I'm looking forward to having a bunch of interviews up there--I want to meet people and work on setting up my next step in the movie bussiness. Who knows. At the same time, I'll try to enyoy the festival and the movies there as much as possible.

What are some of your recent and all time favorite films?

I was the perfect age and loved all the right things when Quentin Tarantino arrived on the scene and showed the modern way to mix the genre and the auteur thing. He became our generational hero and we owe him so much. That being said, my all time favourite filmmakers are those who destroyed the barriers between arthouse and genre. Terence Fisher, Don Siegel, Mario Bava... I love filmmakers like Rob Zombie. He dares to shoot what seem like B-movies, but you can recognize his style in less than ten seconds.

How do you define success as a filmmaker?

Success in art is surviving doing stuff that would't exist if you didn't exist. I want "Timecrimes" to be enjoyable and to allow me to make more movies, that's it. Not necessarily big ones. I have a fistful of crazy ideas and novels to adapt. Making movies is an incredible gift, and I want to take advantage of it in the deepest way possible.

Do you have any other projects in the pipeline?

My most finished script right now is "The Ramp," a story about a guy that builds a giant ramp in order to make a car jump onto a UFO. It's a comedy, but somehow works as a melancholic and dark turn for us, the Amblin generation. I'm writting a zombie plot, an alien invasion one, a dark Polanski-esque erotic thing... I love to start from traditions and make unexpected and funny twists. That's the most exciting thing for me.

Please share your thoughts on the state of independent film today.

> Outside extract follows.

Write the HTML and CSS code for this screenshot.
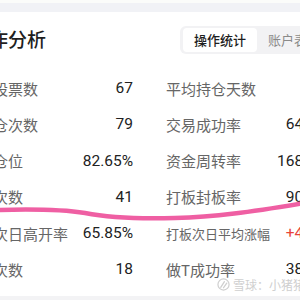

Independent movies shouldn't look like independent movies. "Independent" shouldn't be a style--only a way of financing. The independent film scene is healthy if there's diversity. In Spain , independent filmmaking can be very difficult (our market is so small and fragile). Here there are more possibilities, but things could always be better. For example, I heard Todd Solondz is having problems financing his next project. That's something that's very hard for me to wrap my head around.